The age of the child may also be relevant, in that the available measures to counteract the impact of parental alienation will become limited as a child becomes a teenager.
In the case of Williams, the chambers judge had changed custody, guardianship and parental rights to access to the children, and cut off contact with one parent, without relying on proper expert evidence nor making any finding of alienation. The Honourable Madam Justice Stromberg-Stein of the Court of Appeal held that such extreme orders required not only admissible expert evidence as proof of parental alienation, but also a careful consideration of other alternative remedies, given the severity of the orders made.
Criticisms and Concerns About Parental Alienation
Alongside the rise in claims of parental alienation in family law cases, many feminist activists and researchers alike have expressed concern at the concept. At the forefront of these concerns is the potential for findings of parental alienation to undermine survivors of domestic violence and put children at risk.

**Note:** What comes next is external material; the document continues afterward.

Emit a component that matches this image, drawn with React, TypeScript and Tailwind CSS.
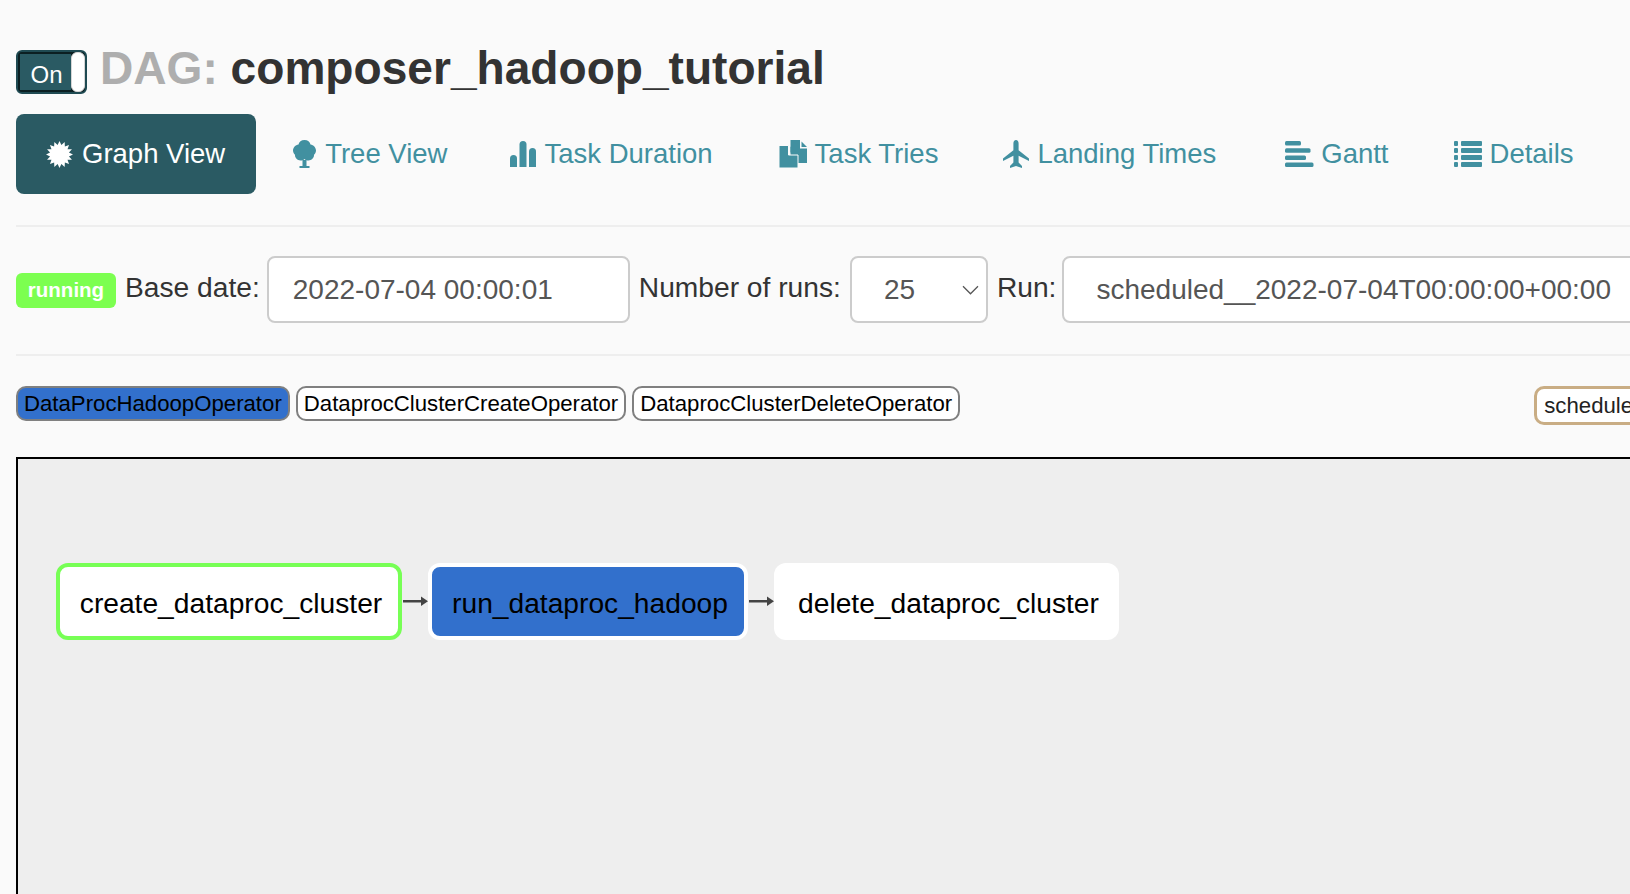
import React from "react";

const starPoints = Array.from({ length: 32 }, (_, i) => {
  const r = i % 2 === 0 ? 14 : 10;
  const a = (i * Math.PI) / 16;
  return `${(14 + r * Math.sin(a)).toFixed(2)},${(14 - r * Math.cos(a)).toFixed(2)}`;
}).join(" ");

function GraphIcon() {
  return (
    <svg viewBox="0 0 28 28" className="w-[27px] h-[27px] shrink-0" fill="currentColor">
      <polygon points={starPoints} />
    </svg>
  );
}

function TreeIcon() {
  return (
    <svg viewBox="0 0 23 28" className="w-[23px] h-[28px] shrink-0" fill="currentColor">
      <path d="M9.5 20h4v6h3v2h-10v-2h3z" />
      <path d="M11.5 0c3.2 0 5.6 2 6 4.600 3 .6 5.500 3 5.500 6 0 2-1 3.300-2 4.200.3 3-2.500 5.700-5.500 5.700-1.600 0-3-.5-4-1.500-1 1-2.400 1.500-4 1.500-3 0-5.800-2.700-5.500-5.700-1-.9-2-2.200-2-4.200 0-3 2.500-5.400 5.500-6C5.900 2 8.300 0 11.500 0z" />
    </svg>
  );
}

function StatsIcon() {
  return (
    <svg viewBox="0 0 26 26" className="w-[26px] h-[26px] shrink-0" fill="currentColor">
      <path d="M0 17.500a3.500 3.500 0 0 1 7 0V26H0z" />
      <path d="M9.500 3.500a3.500 3.500 0 0 1 7 0V26h-7z" />
      <path d="M19 10.500a3.500 3.500 0 0 1 7 0V26h-7z" />
    </svg>
  );
}

function DuplicateIcon() {
  return (
    <svg viewBox="0 0 28 28" className="w-[28px] h-[28px] shrink-0" fill="currentColor">
      <path d="M11.500 0h9.500v8.500H28V23H11.500z" />
      <path d="M22.500 1.500l5.500 5.500h-5.500z" />
      <path d="M0 5.500h9.500V15H19v13H0z" stroke="#fafafa" strokeWidth="1" />
      <path d="M11.500 6.500l6 6h-6z" />
    </svg>
  );
}

function PlaneIcon() {
  return (
    <svg viewBox="0 0 26 28" className="w-[26px] h-[28px] shrink-0" fill="currentColor">
      <path d="M13 0c1.600 0 2.600 1.500 2.600 3.500v6.700L26 18.500v2.500l-10.400-5.200v6.700l3.400 3.400V28l-6-2-6 2v-2.100l3.400-3.400v-6.700L0 21v-2.500l10.400-8.300V3.500C10.400 1.500 11.400 0 13 0z" />
    </svg>
  );
}

function GanttIcon() {
  return (
    <svg viewBox="0 0 29 26" className="w-[29px] h-[26px] shrink-0" fill="currentColor">
      <rect x="0" y="0" width="16" height="4.500" rx="1.500" />
      <rect x="0" y="7.200" width="25.500" height="4.500" rx="1.500" />
      <rect x="0" y="14.400" width="21" height="4.500" rx="1.500" />
      <rect x="0" y="21.500" width="28.500" height="4.500" rx="1.500" />
    </svg>
  );
}

function ListIcon() {
  return (
    <svg viewBox="0 0 28 26" className="w-[28px] h-[26px] shrink-0" fill="currentColor">
      <rect x="0" y="0" width="4" height="5" rx="1" />
      <rect x="7" y="0" width="21" height="5" rx="1" />
      <rect x="0" y="7" width="4" height="5" rx="1" />
      <rect x="7" y="7" width="21" height="5" rx="1" />
      <rect x="0" y="14" width="4" height="5" rx="1" />
      <rect x="7" y="14" width="21" height="5" rx="1" />
      <rect x="0" y="21" width="4" height="5" rx="1" />
      <rect x="7" y="21" width="21" height="5" rx="1" />
    </svg>
  );
}

function Arrow() {
  return (
    <svg viewBox="0 0 26 14" className="w-[26px] h-[14px] shrink-0 self-start mt-[31px] text-[#444444]" fill="currentColor">
      <rect x="1" y="6" width="21" height="2.500" />
      <path d="M19 2.500l7 4.700-7 4.700z" />
    </svg>
  );
}

const tabs = [
  { label: "Tree View", icon: <TreeIcon />, className: "gap-[9px]" },
  { label: "Task Duration", icon: <StatsIcon />, className: "gap-2 -ml-1" },
  { label: "Task Tries", icon: <DuplicateIcon />, className: "gap-2 -ml-[1px]" },
  { label: "Landing Times", icon: <PlaneIcon />, className: "gap-2 -ml-[2px]" },
  { label: "Gantt", icon: <GanttIcon />, className: "gap-[7px] ml-[2px]" },
  { label: "Details", icon: <ListIcon />, className: "gap-2 -ml-[2px]" },
];

export default function App() {
  return (
    <div className="w-[1630px] h-[894px] overflow-hidden bg-[#fafafa] pl-4 pt-[50px] text-[#333333] font-['Liberation_Sans',Arial,sans-serif]">
      <div className="w-[1700px]">
        {/* Title */}
        <div className="flex items-center h-[44px]">
          <div className="flex w-[71px] h-[44px] rounded-md border-2 border-[#1f4a52] bg-[#0b1f22] pl-[2px] py-[2px] shrink-0">
            <div className="flex-1 bg-[#2a5a63] text-white text-[24px] flex items-center justify-center pl-[2px] pt-[5px]">On</div>
            <div className="w-[14px] bg-white rounded-[6px] border border-[#d5d5d5] my-[-2px]"></div>
          </div>
          <h1 className="ml-[13px] pb-2 text-[46.1px] font-bold leading-none whitespace-nowrap">
            <span className="text-[#aeaeae]">DAG: </span>composer_hadoop_tutorial
          </h1>
        </div>

        {/* Tabs */}
        <div className="flex items-center gap-[7px] mt-5 h-[80px] text-[27.5px] whitespace-nowrap">
          <a className="flex items-center gap-[9px] h-[80px] px-[30px] pr-[31px] rounded-lg bg-[#2a5a63] text-white">
            <GraphIcon />
            Graph View
          </a>
          {tabs.map((tab) => (
            <a key={tab.label} className={`flex items-center h-[80px] px-[30px] text-[#4190a0] ${tab.className}`}>
              {tab.icon}
              {tab.label}
            </a>
          ))}
        </div>
        <div className="mt-[31px] h-[2px] bg-[#eeeeee]"></div>

        {/* Run controls */}
        <div className="flex items-center gap-[9px] mt-[29px] h-[67px] text-[28.2px] whitespace-nowrap">
          <span className="flex items-center justify-center w-[100px] h-[35px] rounded-md bg-[#7cff50] text-white font-bold text-[20.5px] shrink-0 -mb-[1px]">running</span>
          <span className="pb-[4px]">Base date:</span>
          <div className="flex items-center w-[363px] h-[67px] -ml-[2px] pl-6 pt-[1px] rounded-lg border-2 border-[#cccccc] bg-white text-[28px] text-[#555555] shrink-0">
            2022-07-04 00:00:01
          </div>
          <span className="pb-[4px]">Number of runs:</span>
          <div className="flex items-center justify-between w-[138px] h-[67px] pl-[32px] pt-[1px] pr-[6px] rounded-lg border-2 border-[#cccccc] bg-white text-[28px] text-[#555555] shrink-0">
            25
            <svg viewBox="0 0 14 8" className="w-[19px] h-[10px]" fill="none" stroke="#555555" strokeWidth="1">
              <path d="M1 1l6 6 6-6" />
            </svg>
          </div>
          <span className="pb-[4px]">Run:</span>
          <div className="flex items-center w-[700px] h-[67px] -ml-[3px] pl-[32px] pt-[1px] rounded-lg border-2 border-[#cccccc] bg-white text-[28px] text-[#555555] shrink-0">
            scheduled__2022-07-04T00:00:00+00:00
          </div>
        </div>
        <div className="mt-[31px] h-[2px] bg-[#eeeeee]"></div>

        {/* Operator legend */}
        <div className="flex items-start gap-[6px] mt-[30px] h-[39px] text-[22.2px] text-black whitespace-nowrap">
          <span className="h-[35px] px-[6px] flex items-center rounded-[10px] border-2 border-[#808080] bg-[#3270cc]">DataProcHadoopOperator</span>
          <span className="h-[35px] px-[6px] flex items-center rounded-[10px] border-2 border-[#808080] bg-white">DataprocClusterCreateOperator</span>
          <span className="h-[35px] px-[6px] flex items-center rounded-[10px] border-2 border-[#808080] bg-white">DataprocClusterDeleteOperator</span>
          <span className="ml-[568px] h-[39px] px-[7px] flex items-center rounded-[10px] border-[3px] border-[#c9ad84] bg-white text-[#222222]">scheduled</span>
        </div>

        {/* Graph canvas */}
        <div className="mt-8 h-[500px] border-2 border-black bg-[#eeeeee] pt-[104px] pl-[38px] text-[28.2px] text-black whitespace-nowrap">
          <div className="flex items-start">
            <div className="flex items-center justify-center w-[346px] h-[77px] pt-[4px] pl-[4px] rounded-xl border-4 border-[#77ff55] bg-white">create_dataproc_cluster</div>
            <Arrow />
            <div className="flex items-center justify-center w-[320px] h-[77px] pt-[4px] pl-[4px] rounded-xl border-4 border-white bg-[#3270cc]">run_dataproc_hadoop</div>
            <Arrow />
            <div className="flex items-center justify-center w-[345px] h-[77px] pt-[4px] pl-[4px] rounded-xl bg-white">delete_dataproc_cluster</div>
          </div>
        </div>
      </div>
    </div>
  );
}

Parental alienation is widely criticized for its gendered nature, in that most claims of parental alienation are made by fathers against mothers. The trend of parental alienation accusations becoming increasingly common in Canadian courts adds complexity to legal cases, creating further difficulty for survivors of domestic violence, particularly women, to navigate proceedings and find safety for both them and their children. This is particularly true for minority women, who face additional barriers to accessing justice.
A 2023 United Nations report to the Human Rights Council raised concerns about parental alienation as an unfounded and unscientific “pseudo concept” that continues to find purchase in family law courts around the world. Noting the “deeply embedded gender bias” present in these concepts, the report suggests that findings of parental alienation which have not given sufficient weight to the views of the child or have dismissed a history of domestic violence will leave women and children vulnerable to continued suffering.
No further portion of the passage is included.